_What is being asked_: Everything from the line containing "Convert this screenshot" to the line containing "const [agree, setAgree] = useState(true);", both lines included, must be copied exactly; nothing else should be.

Rows from a dataset of pages and code:
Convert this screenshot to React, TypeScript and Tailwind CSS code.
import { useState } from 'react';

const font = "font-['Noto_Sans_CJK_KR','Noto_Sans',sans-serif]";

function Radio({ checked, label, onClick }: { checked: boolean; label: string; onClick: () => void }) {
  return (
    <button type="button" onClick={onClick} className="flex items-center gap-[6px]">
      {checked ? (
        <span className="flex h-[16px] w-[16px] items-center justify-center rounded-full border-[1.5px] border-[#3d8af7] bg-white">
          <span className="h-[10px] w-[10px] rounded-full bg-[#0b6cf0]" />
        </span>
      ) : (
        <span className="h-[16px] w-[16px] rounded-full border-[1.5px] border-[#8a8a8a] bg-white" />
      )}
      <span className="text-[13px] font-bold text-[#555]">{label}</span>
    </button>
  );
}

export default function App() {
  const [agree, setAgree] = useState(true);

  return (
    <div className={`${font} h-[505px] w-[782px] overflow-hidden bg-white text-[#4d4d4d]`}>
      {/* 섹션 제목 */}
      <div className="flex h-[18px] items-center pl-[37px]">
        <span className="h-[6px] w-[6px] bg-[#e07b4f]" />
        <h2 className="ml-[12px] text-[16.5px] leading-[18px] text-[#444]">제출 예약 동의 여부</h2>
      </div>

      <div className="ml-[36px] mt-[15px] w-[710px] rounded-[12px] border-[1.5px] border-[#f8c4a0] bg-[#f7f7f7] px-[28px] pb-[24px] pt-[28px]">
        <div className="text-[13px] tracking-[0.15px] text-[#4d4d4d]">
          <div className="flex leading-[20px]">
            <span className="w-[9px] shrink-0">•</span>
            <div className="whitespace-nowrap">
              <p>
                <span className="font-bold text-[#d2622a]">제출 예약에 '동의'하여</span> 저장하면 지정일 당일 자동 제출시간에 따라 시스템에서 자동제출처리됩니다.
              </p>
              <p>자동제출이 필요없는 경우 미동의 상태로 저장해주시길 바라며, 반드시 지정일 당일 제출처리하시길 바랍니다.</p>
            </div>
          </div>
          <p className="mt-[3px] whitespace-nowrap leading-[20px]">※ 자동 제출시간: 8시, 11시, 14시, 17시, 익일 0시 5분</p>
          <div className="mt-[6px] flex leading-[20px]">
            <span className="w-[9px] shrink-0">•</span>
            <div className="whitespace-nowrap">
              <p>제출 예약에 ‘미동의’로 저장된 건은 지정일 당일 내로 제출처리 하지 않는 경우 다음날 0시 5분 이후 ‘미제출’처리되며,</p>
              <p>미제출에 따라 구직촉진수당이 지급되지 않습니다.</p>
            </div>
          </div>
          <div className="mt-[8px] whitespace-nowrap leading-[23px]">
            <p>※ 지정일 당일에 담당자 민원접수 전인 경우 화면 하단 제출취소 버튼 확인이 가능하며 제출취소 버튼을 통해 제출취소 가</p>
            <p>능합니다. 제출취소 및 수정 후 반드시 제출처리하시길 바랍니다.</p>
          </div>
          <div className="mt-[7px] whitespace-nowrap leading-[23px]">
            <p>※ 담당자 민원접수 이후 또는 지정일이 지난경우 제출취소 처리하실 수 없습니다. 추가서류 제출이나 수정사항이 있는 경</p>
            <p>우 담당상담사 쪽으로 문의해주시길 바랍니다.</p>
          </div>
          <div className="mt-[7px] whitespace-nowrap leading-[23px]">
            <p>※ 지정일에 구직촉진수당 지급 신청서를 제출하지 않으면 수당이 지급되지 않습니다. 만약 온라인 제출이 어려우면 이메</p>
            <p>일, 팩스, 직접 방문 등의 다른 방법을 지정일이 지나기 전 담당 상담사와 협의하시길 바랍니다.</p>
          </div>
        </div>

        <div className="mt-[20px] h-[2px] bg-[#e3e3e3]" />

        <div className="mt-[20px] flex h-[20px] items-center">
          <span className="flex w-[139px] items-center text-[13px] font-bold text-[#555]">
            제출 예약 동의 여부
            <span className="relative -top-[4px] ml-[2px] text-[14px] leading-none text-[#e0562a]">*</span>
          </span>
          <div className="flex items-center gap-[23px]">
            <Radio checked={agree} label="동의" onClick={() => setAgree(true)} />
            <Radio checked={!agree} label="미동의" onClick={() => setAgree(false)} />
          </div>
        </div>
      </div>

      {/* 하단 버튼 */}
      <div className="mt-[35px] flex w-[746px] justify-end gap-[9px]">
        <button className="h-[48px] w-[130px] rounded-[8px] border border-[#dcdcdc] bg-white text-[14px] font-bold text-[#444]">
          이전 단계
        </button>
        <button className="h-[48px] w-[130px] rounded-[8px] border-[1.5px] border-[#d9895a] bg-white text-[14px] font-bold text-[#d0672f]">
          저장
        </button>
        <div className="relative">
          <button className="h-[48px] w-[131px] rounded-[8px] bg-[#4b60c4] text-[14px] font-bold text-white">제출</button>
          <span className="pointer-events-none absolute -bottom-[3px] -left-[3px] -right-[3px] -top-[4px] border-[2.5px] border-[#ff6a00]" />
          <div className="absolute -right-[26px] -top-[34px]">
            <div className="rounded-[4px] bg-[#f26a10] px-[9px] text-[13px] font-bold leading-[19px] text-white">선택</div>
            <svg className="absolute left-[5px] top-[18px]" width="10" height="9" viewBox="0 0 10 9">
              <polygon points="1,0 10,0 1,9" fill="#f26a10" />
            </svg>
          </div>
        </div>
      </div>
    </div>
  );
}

* * *

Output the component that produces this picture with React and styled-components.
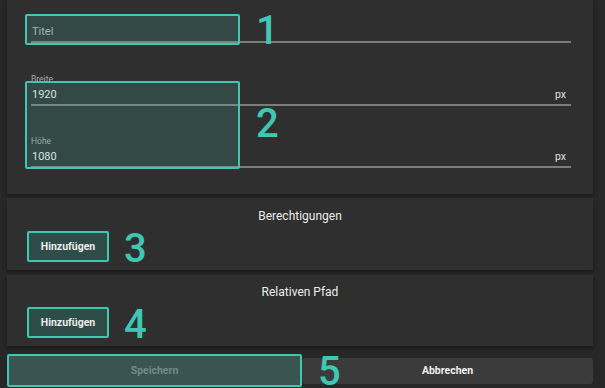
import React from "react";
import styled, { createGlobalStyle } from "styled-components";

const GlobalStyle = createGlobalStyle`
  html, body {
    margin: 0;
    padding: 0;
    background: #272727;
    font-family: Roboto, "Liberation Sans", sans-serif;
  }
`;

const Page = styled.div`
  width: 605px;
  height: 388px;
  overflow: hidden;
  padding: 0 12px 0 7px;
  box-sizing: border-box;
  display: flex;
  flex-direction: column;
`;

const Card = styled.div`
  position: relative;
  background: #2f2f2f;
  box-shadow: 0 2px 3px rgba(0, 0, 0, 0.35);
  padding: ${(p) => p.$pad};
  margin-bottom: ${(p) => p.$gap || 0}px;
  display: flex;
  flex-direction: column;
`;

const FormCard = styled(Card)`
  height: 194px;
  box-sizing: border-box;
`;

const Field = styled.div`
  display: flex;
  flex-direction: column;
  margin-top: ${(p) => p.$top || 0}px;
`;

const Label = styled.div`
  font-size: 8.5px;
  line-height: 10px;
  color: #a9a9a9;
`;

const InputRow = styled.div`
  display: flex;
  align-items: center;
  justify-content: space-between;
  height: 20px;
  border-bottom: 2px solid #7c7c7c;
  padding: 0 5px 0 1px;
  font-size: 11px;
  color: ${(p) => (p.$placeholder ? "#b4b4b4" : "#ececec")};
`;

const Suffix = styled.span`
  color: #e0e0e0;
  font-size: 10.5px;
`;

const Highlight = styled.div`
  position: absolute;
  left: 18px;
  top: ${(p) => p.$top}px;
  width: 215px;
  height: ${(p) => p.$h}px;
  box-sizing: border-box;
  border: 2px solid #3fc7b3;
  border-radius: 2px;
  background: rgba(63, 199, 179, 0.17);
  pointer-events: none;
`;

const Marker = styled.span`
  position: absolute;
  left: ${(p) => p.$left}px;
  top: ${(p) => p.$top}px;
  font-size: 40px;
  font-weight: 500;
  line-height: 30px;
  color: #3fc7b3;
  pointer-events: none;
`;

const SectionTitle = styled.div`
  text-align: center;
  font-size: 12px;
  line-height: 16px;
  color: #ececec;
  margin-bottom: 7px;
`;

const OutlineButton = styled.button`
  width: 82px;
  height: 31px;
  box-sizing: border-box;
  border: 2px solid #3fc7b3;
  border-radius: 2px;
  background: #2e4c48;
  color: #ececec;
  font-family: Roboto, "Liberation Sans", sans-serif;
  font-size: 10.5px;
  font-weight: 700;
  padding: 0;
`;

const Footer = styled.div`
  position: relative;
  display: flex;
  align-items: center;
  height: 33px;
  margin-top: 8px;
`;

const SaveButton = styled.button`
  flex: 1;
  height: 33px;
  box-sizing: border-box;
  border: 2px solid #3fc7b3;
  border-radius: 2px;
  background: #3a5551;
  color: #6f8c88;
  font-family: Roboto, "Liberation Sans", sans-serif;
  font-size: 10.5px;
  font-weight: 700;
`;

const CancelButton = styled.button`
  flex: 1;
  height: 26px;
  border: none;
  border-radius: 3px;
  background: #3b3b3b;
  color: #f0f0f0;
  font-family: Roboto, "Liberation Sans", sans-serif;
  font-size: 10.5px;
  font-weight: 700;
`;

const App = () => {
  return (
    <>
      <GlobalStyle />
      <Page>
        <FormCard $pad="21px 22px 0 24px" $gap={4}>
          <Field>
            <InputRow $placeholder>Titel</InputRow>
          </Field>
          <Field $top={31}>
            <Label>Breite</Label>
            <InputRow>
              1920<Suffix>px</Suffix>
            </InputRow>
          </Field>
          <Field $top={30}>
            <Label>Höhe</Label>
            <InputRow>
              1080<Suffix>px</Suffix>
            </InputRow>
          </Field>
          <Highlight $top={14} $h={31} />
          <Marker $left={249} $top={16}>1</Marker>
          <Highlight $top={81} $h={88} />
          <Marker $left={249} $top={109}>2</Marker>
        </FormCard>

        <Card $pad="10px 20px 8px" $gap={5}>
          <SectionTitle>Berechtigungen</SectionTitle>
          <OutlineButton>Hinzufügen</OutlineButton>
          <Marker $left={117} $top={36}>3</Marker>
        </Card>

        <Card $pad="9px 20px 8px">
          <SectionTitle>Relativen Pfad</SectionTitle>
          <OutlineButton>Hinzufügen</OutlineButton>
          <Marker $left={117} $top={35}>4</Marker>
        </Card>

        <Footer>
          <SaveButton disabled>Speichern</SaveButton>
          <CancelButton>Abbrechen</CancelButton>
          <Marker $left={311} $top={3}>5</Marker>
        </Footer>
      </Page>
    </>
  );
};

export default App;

_Output below_:
Convert this screenshot to React, TypeScript and Tailwind CSS code.
import { useState } from 'react';

const font = "font-['Noto_Sans_CJK_KR','Noto_Sans',sans-serif]";

function Radio({ checked, label, onClick }: { checked: boolean; label: string; onClick: () => void }) {
  return (
    <button type="button" onClick={onClick} className="flex items-center gap-[6px]">
      {checked ? (
        <span className="flex h-[16px] w-[16px] items-center justify-center rounded-full border-[1.5px] border-[#3d8af7] bg-white">
          <span className="h-[10px] w-[10px] rounded-full bg-[#0b6cf0]" />
        </span>
      ) : (
        <span className="h-[16px] w-[16px] rounded-full border-[1.5px] border-[#8a8a8a] bg-white" />
      )}
      <span className="text-[13px] font-bold text-[#555]">{label}</span>
    </button>
  );
}

export default function App() {
  const [agree, setAgree] = useState(true);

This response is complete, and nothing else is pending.